3.  She tested the Senate waters last year when Michigan’s longtime Democratic Sen. Carl Levin announced his plans to retire at the end of 2014. But Dingell, stung by a local liberal blog’s criticism that she had “high-handed, autocratic tendencies,” passed on the race. 

The debate, then, centers around whether it’s reasonable  for local Democrats to hold Rep. Dingell’s wife responsible for her husband’s decision to hire Leigh Greden as his chief of staff.

One City Council member summed up the situation thusly: “Think of the Dingells as the Clintons. Think of Leigh Greden and John Dingell’s indiscretion, his Monica Lewinski moment.”

It’s an arguably apt comparison, because like former U.S. Sen. Hilary Clinton, Mrs. Dingell’s Congressional campaign has benefitted tremendously from her husband’s connections and his accomplishments even as his own career has benefitted tremendously from his spouse’s support.

In a February 2014 piece published in The Washington Post, the title says it all: “For Debbie Dingell, a life primed for politics.” In that piece, the reporter Ben Tarris writes that Mrs. Dingell is “known in Washington, D.C., and Michigan as having her hands in just about everything…. Even before she has made her announcement, she already has major players in her corner.”

Tarris’s piece also contains this observation from a DC insider: “She’s one of the better-connected women around, definitely,” says Marlene Malek, the wife of Republican super-aide Fred Malek.

In an April 2014 New York Times piece titled, “Another Season of ‘Dynasty’ for Voters,” writer Brendan Nyhan points out that, “Absent a voter backlash, which rarely occurs, elected officials can often bequeath significant advantages to their…relatives, academic research shows. Even first-time candidates start off with a brand name that is recognizable to voters and can draw on family relationships with politicians, activists and donors that often translate into public support, endorsements and campaign contributions.”

It’s difficult to call an insular, silent revolt over the appointment of Leigh Greden voter backlash.

In the 2012 Democratic primary election, Rep. Dingell captured 16,115 of the 20,235 votes cast in Ann Arbor. In the general election, he captured 91,065 of the 181,118 votes cast in Washtenaw County.

Campaign finance records ending March 31 show that Debbie Dingell’s campaign has raised over $585,000 thus far (July 16 is the next campaign finance statement due date). Her opponent in the Democratic primary, Ypsilanti attorney Ray Mullins, has raised about $4,800.

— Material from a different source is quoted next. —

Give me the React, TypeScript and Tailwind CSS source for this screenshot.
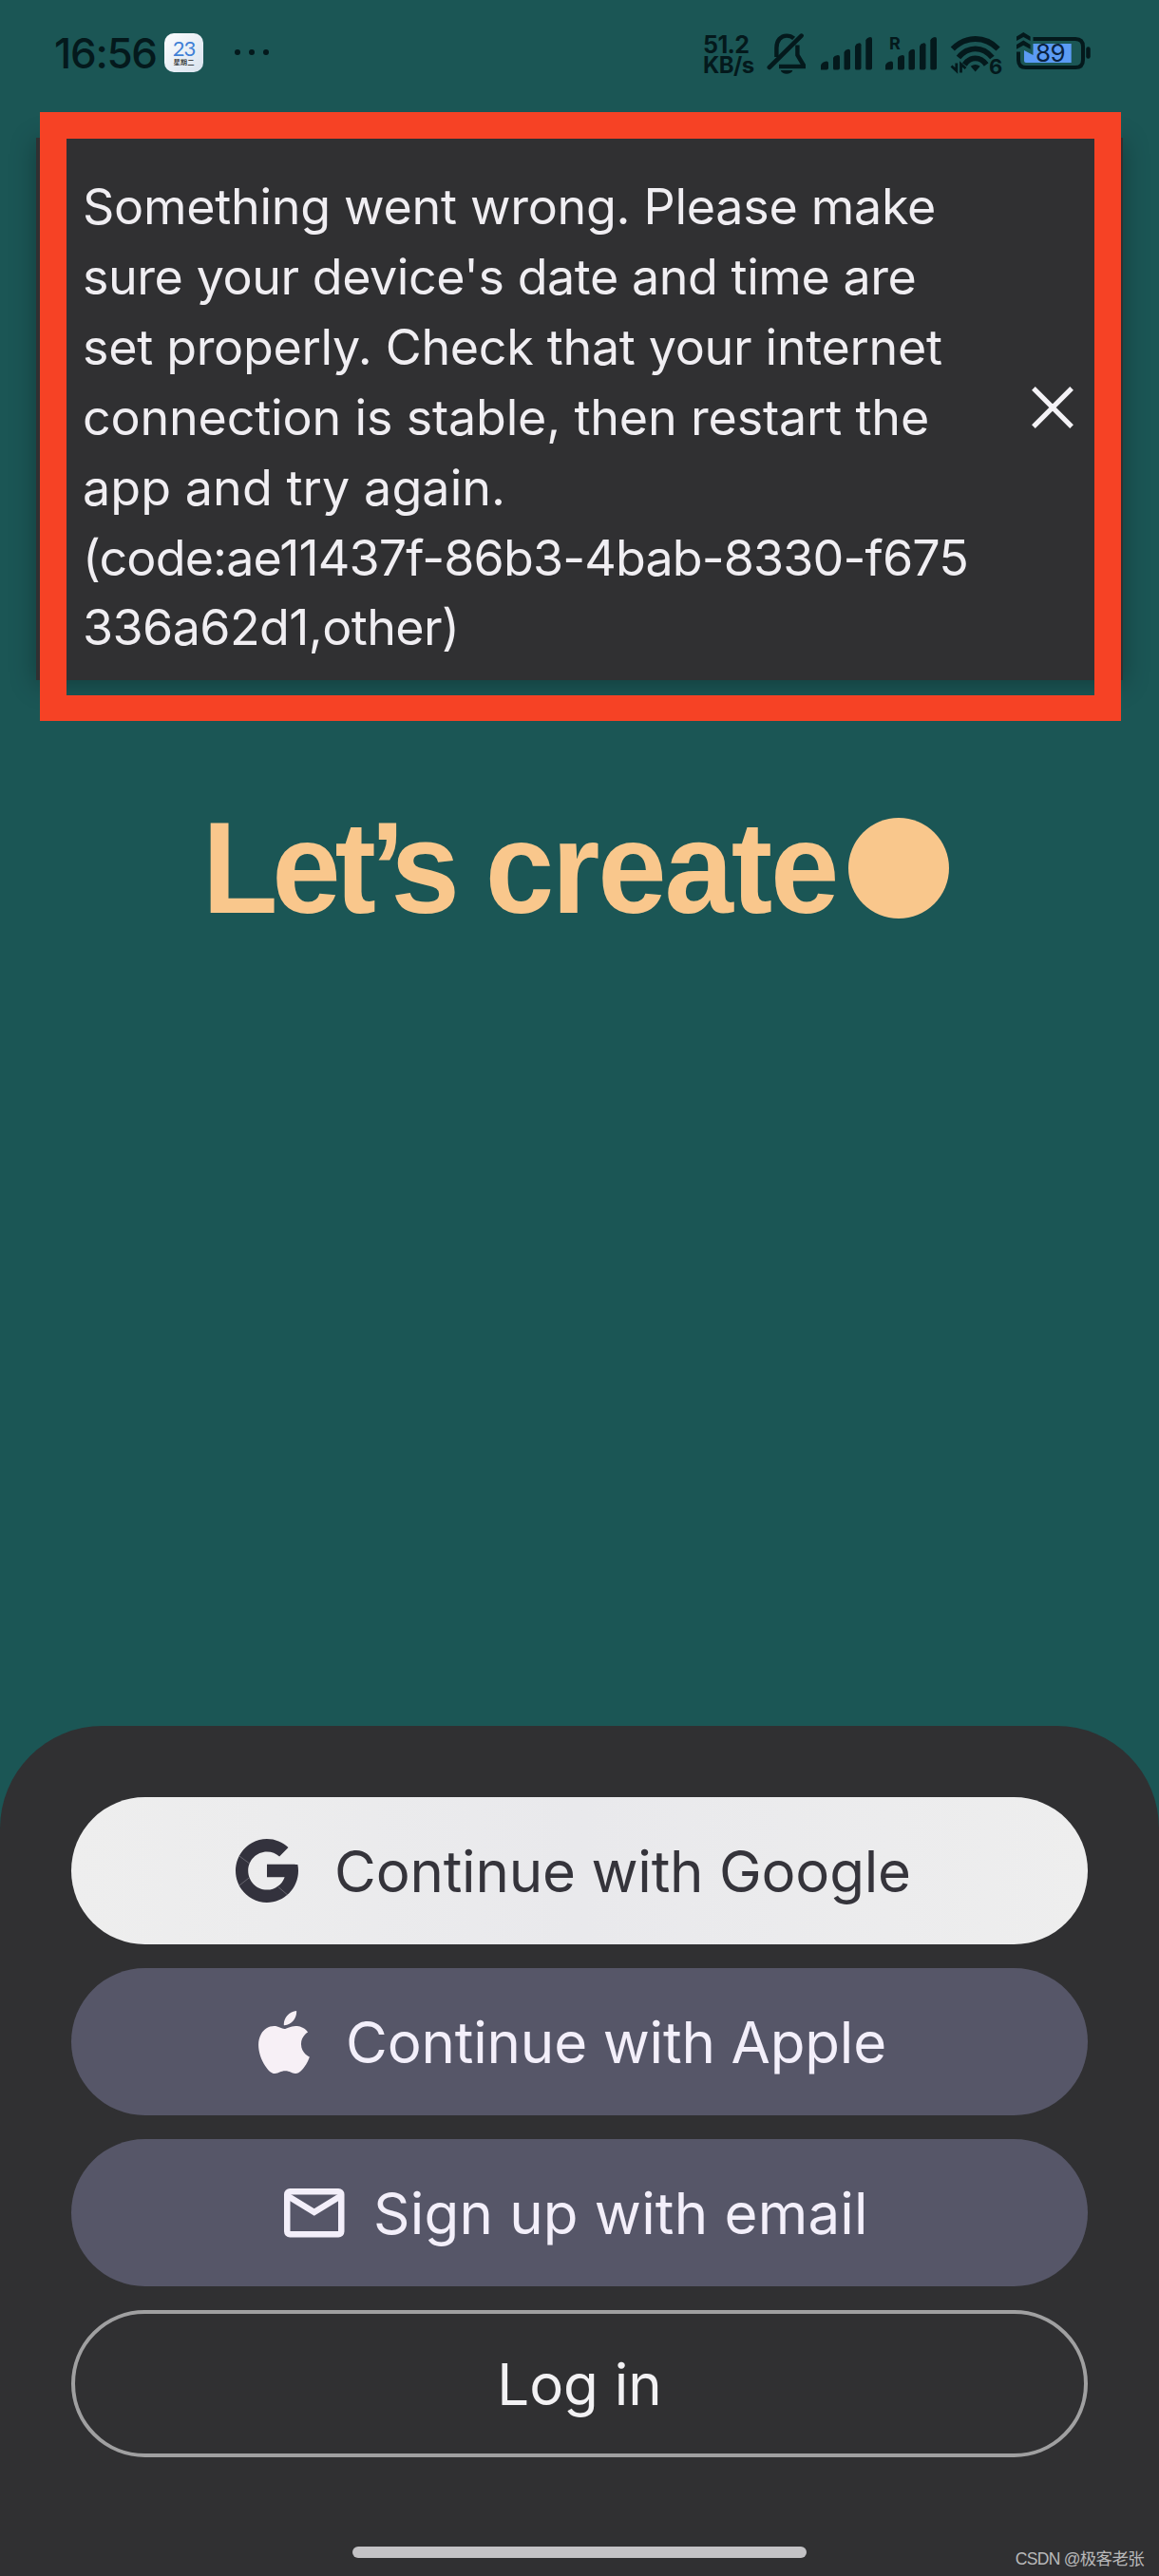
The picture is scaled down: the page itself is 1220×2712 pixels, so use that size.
import type { ReactNode } from "react";

const INK = "#04191c";

const MESSAGE = [
  { text: "Something went wrong. Please make", track: "tracking-[-0.29px]" },
  { text: "sure your device's date and time are", track: "tracking-[-0.44px]" },
  { text: "set properly. Check that your internet", track: "tracking-[-0.31px]" },
  { text: "connection is stable, then restart the", track: "tracking-[-0.18px]" },
  { text: "app and try again.", track: "tracking-[0.08px]" },
  { text: "(code:ae11437f-86b3-4bab-8330-f675", track: "tracking-[-0.87px]" },
  { text: "336a62d1,other)", track: "tracking-[-0.6px]" },
];

function BellOff() {
  return (
    <svg width="42" height="46" viewBox="807 34 42 46" fill="none" stroke={INK} strokeWidth="4.4">
      <path d="M817.4 60V50.5C817.4 42.5 822 37.6 828 37.6C831 37.6 833.6 38.6 835.6 40.4" />
      <path d="M809.8 71L843.6 37.6" strokeWidth="4.6" strokeLinecap="round" />
      <path d="M839.4 47.5V58L846 69" />
      <path d="M820 70H848" />
      <path d="M821.8 74H834.4C833 79 823 79 821.8 74Z" fill={INK} stroke="none" />
    </svg>
  );
}

function SignalBars() {
  return (
    <svg width="56" height="40" viewBox="0 0 56 40" fill={INK}>
      <path d="M0 39.5V34.5Q1.5 31 6 30.5Q8 30.5 8 32.5V37.5Q8 39.5 6 39.5Z" />
      <path d="M13 27Q14 24.5 18 24Q20 24 20 26V37.5Q20 39.5 18 39.5H14.5Q13 39.5 13 38Z" />
      <path d="M24.5 21Q25.5 18.3 29 17.8Q31 17.8 31 19.8V37.5Q31 39.5 29 39.5H26Q24.5 39.5 24.5 38Z" />
      <path d="M36 14.5Q37 11.8 40.5 11.3Q42.5 11.3 42.5 13.3V37.5Q42.5 39.5 40.5 39.5H37.5Q36 39.5 36 38Z" />
      <path d="M47.3 8.5Q48.3 5.5 52 5Q54 5 54 7V37.5Q54 39.5 52 39.5H49Q47.3 39.5 47.3 38Z" />
    </svg>
  );
}

function Wifi() {
  return (
    <svg width="56" height="46" viewBox="1000 34 56 46" fill="none" stroke={INK} strokeWidth="5.8">
      <path d="M1002.8 51.5Q1013 41 1026.7 41Q1040.5 41 1050.6 51.5" />
      <path d="M1009 60.5Q1016.5 51.3 1026.7 51.3Q1037 51.3 1044.4 60.5" />
      <path d="M1015.3 68Q1020 61.3 1026.7 61.3Q1033.5 61.3 1038.2 68" />
      <path d="M1021.7 69.8Q1026.7 66 1031.7 69.8L1026.7 75.5Z" fill={INK} stroke="none" />
      <path d="M1001.5 69.5L1006.8 74.5V66.5M1016.5 72L1011.5 67.5V76.5" strokeWidth="2.8" />
    </svg>
  );
}

function Battery() {
  return (
    <svg width="80" height="46" viewBox="1069 30 80 46" fill="none" stroke={INK} strokeWidth="4">
      <path d="M1078 53L1087.5 58V46H1127.7V66H1080Q1078 66 1078 64Z" fill="#5b9bf5" stroke="none" />
      <path d="M1087.5 41H1132Q1140 41 1140 49V63Q1140 71 1132 71H1080Q1072 71 1072 63V54.5" />
      <path d="M1145.5 51.5V59.5" strokeLinecap="round" strokeWidth="4.5" />
      <path
        d="M1070 38.5L1077.3 34L1084.6 38.5V43L1077.3 39L1070 43ZM1070 47L1077.3 42.5L1084.6 47V51.8L1077.3 47.8L1070 51.8Z"
        fill={INK}
        stroke="none"
      />
    </svg>
  );
}

function StatusBar() {
  return (
    <header className="flex h-[118px] shrink-0 items-start pt-[34px] text-[#04191c]">
      <div className="ml-[57px] w-[116px] text-[44px] leading-[45px] font-medium tracking-[-1.3px] whitespace-nowrap">
        16:56
      </div>
      <div className="mt-px flex h-[41px] w-[41px] flex-col items-center rounded-[10px] bg-gradient-to-br from-[#fbfcfe] to-[#d9e3ee] pt-[6px]">
        <span className="font-[Lato] text-[22px] leading-[19px] tracking-[-1px] text-[#3f7fd6]">23</span>
        <span className="mt-px font-['Noto_Sans_CJK_SC'] text-[7.3px] leading-[9px] font-medium text-[#222]">星期二</span>
      </div>
      <div className="mt-[18px] ml-[33px] flex gap-[9px]">
        <i className="h-1.5 w-1.5 rounded-full bg-[#04191c]" />
        <i className="h-1.5 w-1.5 rounded-full bg-[#04191c]" />
        <i className="h-1.5 w-1.5 rounded-full bg-[#04191c]" />
      </div>
      <div className="mt-[2px] ml-[457px] w-[67px] font-bold whitespace-nowrap">
        <div className="text-[25px] leading-[22px] tracking-[-0.6px]">51.2</div>
        <div className="text-[24px] leading-[22px] tracking-[-0.6px]">KB/s</div>
      </div>
      <BellOff />
      <div className="ml-[15px]">
        <SignalBars />
      </div>
      <div className="relative ml-3">
        <SignalBars />
        <span className="absolute top-[3px] left-[4px] text-[18px] leading-[18px] font-bold">R</span>
      </div>
      <div className="relative ml-3">
        <Wifi />
        <span className="absolute top-[24px] left-[41px] text-[22px] leading-[24px] font-bold">6</span>
      </div>
      <div className="relative -mt-1 ml-[13px]">
        <Battery />
        <span className="absolute top-[12px] left-[21px] text-[26px] leading-[28px] tracking-[-0.5px] text-[#0a2240]">
          89
        </span>
      </div>
    </header>
  );
}

function ErrorCard() {
  return (
    <section className="relative h-[641px] shrink-0 px-[38px] pt-[27px]">
      <div className="flex h-[571px] items-start bg-[#303032] shadow-[0_4px_26px_rgba(0,0,0,0.3)]">
        <p className="mt-[36px] ml-[49px] w-[999px] text-[52px] leading-[73.9px] text-[#f0eef2]">
          {MESSAGE.map((line) => (
            <span key={line.text} className={`block whitespace-nowrap ${line.track}`}>
              {line.text}
            </span>
          ))}
        </p>
        <svg className="mt-[262px]" width="44" height="44" viewBox="0 0 44 44" stroke="#f4f2f6" strokeWidth="5.2">
          <path d="M1.9 1.9L42.1 42.1M42.1 1.9L1.9 42.1" />
        </svg>
      </div>
      <div className="absolute top-0 left-[42px] h-[641px] w-[1138px] border-x-[28px] border-t-[28px] border-b-[27px] border-[#f64225]" />
    </section>
  );
}

function ActionButton({ className, children }: { className: string; children: ReactNode }) {
  return (
    <button
      className={`flex h-[155px] w-full items-center rounded-full text-[60px] leading-[72px] whitespace-nowrap ${className}`}
    >
      {children}
    </button>
  );
}

function GoogleIcon() {
  return (
    <svg width="66" height="67" viewBox="4 4 40 40" preserveAspectRatio="none">
      <path
        fill="#33323d"
        d="M43.611,20.083H42V20H24v8h11.303c-1.649,4.657-6.08,8-11.303,8c-6.627,0-12-5.373-12-12c0-6.627,5.373-12,12-12c3.059,0,5.842,1.154,7.961,3.039l5.657-5.657C34.046,6.053,29.268,4,24,4C12.955,4,4,12.955,4,24c0,11.045,8.955,20,20,20c11.045,0,20-8.955,20-20C44,22.659,43.862,21.35,43.611,20.083z"
      />
      <path d="M6.3 14.7L12.9 19.5M6.3 33.3L12.8 28.3M31.2 34.2L37.4 39.4" stroke="#8a8992" strokeWidth="0.35" />
    </svg>
  );
}

function AppleIcon() {
  return (
    <svg width="54" height="66" viewBox="2.2 0 19.64 24" fill="#f7f0f6">
      <path d="M12.152 6.896c-.948 0-2.415-1.078-3.96-1.04-2.04.027-3.91 1.183-4.961 3.014-2.117 3.675-.546 9.103 1.519 12.09 1.013 1.454 2.208 3.09 3.792 3.039 1.52-.065 2.09-.987 3.935-.987 1.831 0 2.35.987 3.96.948 1.637-.026 2.676-1.48 3.676-2.948 1.156-1.688 1.636-3.325 1.662-3.415-.039-.013-3.182-1.221-3.22-4.857-.026-3.04 2.48-4.494 2.597-4.559-1.429-2.09-3.623-2.324-4.39-2.376-2-.156-3.675 1.09-4.61 1.09zM15.53 3.83c.843-1.012 1.4-2.427 1.245-3.83-1.207.052-2.662.805-3.532 1.818-.78.896-1.454 2.338-1.273 3.714 1.338.104 2.715-.688 3.559-1.701" />
    </svg>
  );
}

function MailIcon() {
  return (
    <svg width="64" height="52" viewBox="0 0 64 52" fill="none" stroke="#f3effa" strokeWidth="6.5">
      <rect x="3.25" y="3.25" width="57" height="45" rx="3" />
      <path d="M4 8L31.75 25L59.5 8" />
    </svg>
  );
}

export default function App() {
  return (
    <main className="flex h-[2712px] w-[1220px] flex-col overflow-hidden bg-[#1b5655] font-[Inter,'Noto_Sans_CJK_SC',sans-serif]">
      <StatusBar />
      <ErrorCard />

      <h1 className="mt-[82px] ml-[213px] flex h-[146px] items-center text-[#f9c78c]">
        <span className="w-[680px] origin-left scale-x-[0.95] font-['Liberation_Sans'] text-[137px] leading-[146px] font-bold whitespace-nowrap">
          <span className="tracking-[-6.5px]">Let</span>
          <span className="tracking-[-15px]">’</span>
          <span className="tracking-[-5px]">s </span>
          <span className="tracking-[-2.3px]">create</span>
        </span>
        <span className="h-[106px] w-[106px] rounded-full bg-[#f9c78c]" />
      </h1>

      <section className="mt-auto flex h-[895px] shrink-0 flex-col rounded-t-[108px] bg-[#303032] px-[75px] pt-[75px]">
        <div className="flex flex-col gap-[25px]">
          <ActionButton className="bg-gradient-to-r from-[#eeeeee] via-[#e9e9ec] to-[#eeeeee] pl-[173px] tracking-[-0.2px] text-[#35343b]">
            <GoogleIcon />
            <span className="mt-px ml-[38px]">Continue with Google</span>
          </ActionButton>
          <ActionButton className="bg-[#565668] pl-[197px] tracking-[-0.17px] text-[#f3effa]">
            <AppleIcon />
            <span className="mt-px ml-[38px]">Continue with Apple</span>
          </ActionButton>
          <ActionButton className="bg-[#565668] pl-[224px] tracking-[0.2px] text-[#f3effa]">
            <MailIcon />
            <span className="mt-px ml-[30px]">Sign up with email</span>
          </ActionButton>
          <ActionButton className="justify-center border-4 border-[#a0a0a1] text-[#f2f1f3]">
            <span className="mt-px">Log in</span>
          </ActionButton>
        </div>
        <div className="mt-[94px] flex justify-between pl-[296px]">
          <div className="h-3 w-[478px] rounded-full bg-[#c3c2c5]" />
          <div className="-mr-[59px] font-['Liberation_Sans','Noto_Sans_CJK_SC'] text-[17.5px] leading-[26px] tracking-[-0.7px] whitespace-nowrap text-[#b9b9ba]">
            CSDN @极客老张
          </div>
        </div>
      </section>
    </main>
  );
}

There’s no reason to believe that any loss of support at the polls or financially in Ann Arbor would hurt Mrs. Dingell’s chances for victory. Washington, DC political analysts at Roll Call stated a Dingell win is “a solid if not quite certain bet.” Holding her accountable for a staffing decision made by her husband, however, could cause hard feelings if one believes she does, indeed, suffer from “high-handed and autocratic tendencies,” as NPR suggested in its February 2014 report. However, Council member Jack Eaton says he sure the “food fight between the local Democrats in elected office,” as he terms the ideological differences, “is a gap that Debbie Dingell would work to bridge.”

A long-time Ann Arbor resident agreed. “You know the thing about Debbie Dingell is that she talks to everybody, not just the usual suspects.”

Rep. Dingell worked tirelessly behind the scenes to push former Secretary of Transportation Ray LaHood to come through with federal TIGER Grant money to rebuild the Stadium Bridges.

As a freshman in Congress, Mrs. Dingell will have neither the seniority nor the committee appointments her husband had that allowed him to consistently bring home the bacon to the 12th Congressional District. Recent allocations have included $48 million for a new Amtrak train station in Dearborn, federal money to rebuild the Stadium Bridges and $767,218,458 in federal stimulus money allocated to Washtenaw county by the Obama administration between 2009-2011. (Wayne County received $2.4 billion in stimulus funding.)

However, if she wins Mrs. Dingell would hit the ground running and be the first woman in the history of the U.S. to have her husband’s seat in Congress without her spouse having died. It’s a peculiar and yet significant glass ceiling that Mrs. Dingell is bumping against as she runs to represent the 12th Congressional District.

As for the complaints about Leigh Greden’s hire, Jack Eaton is sure they’ll die down and he’s equally confident if Mrs. Dingell is elected she will not chose Greden as her chief of staff.

“She has an opportunity to chose a strong woman for that position, and I believe she will do just that,” Eaton said.